CartPole#
CartPole is a classic control task in reinforcement learning. The goal is to keep the pole balanced by controlling the cart’s left-right movement.

Task Description#
State Space: Cart position, cart velocity, pole angle, pole angular velocity
Action Space: Apply force left or right
Reward Function: +1 reward for each step the pole stays upright
Termination Conditions: Pole angle exceeds ±15 degrees or episode length exceeds 10 seconds
Quick Start#
1. Environment Preview#
uv run scripts/view.py --env cartpole
2. Start Training#
uv run scripts/train.py --env cartpole
3. View Training Progress#
uv run tensorboard --logdir runs/cartpole
4. Test Training Results#
uv run scripts/play.py --env cartpole
Tip: The system will automatically find the latest and best policy files in the
runs/cartpole/directory for testing.

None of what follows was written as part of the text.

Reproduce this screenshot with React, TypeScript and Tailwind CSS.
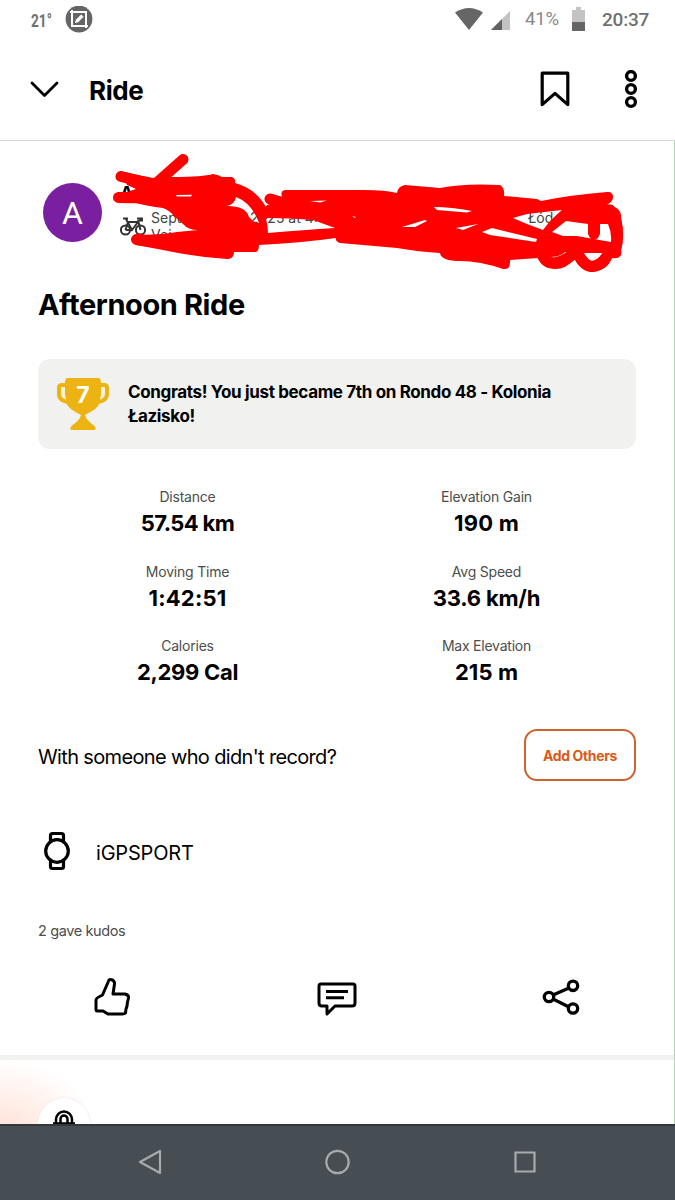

You can also manually specify specific policy files using the--policyparameter.
Expected Results#
Pole angle stays within ±5 degrees most of the time
Cart displacement range is reasonable
Troubleshooting#
If training performance is poor, you can try:
Adjust learning rate (try 1e-4 to 1e-3)
Increase number of environments (more parallel training)
Adjust reward function weights
Check if physical parameters are reasonable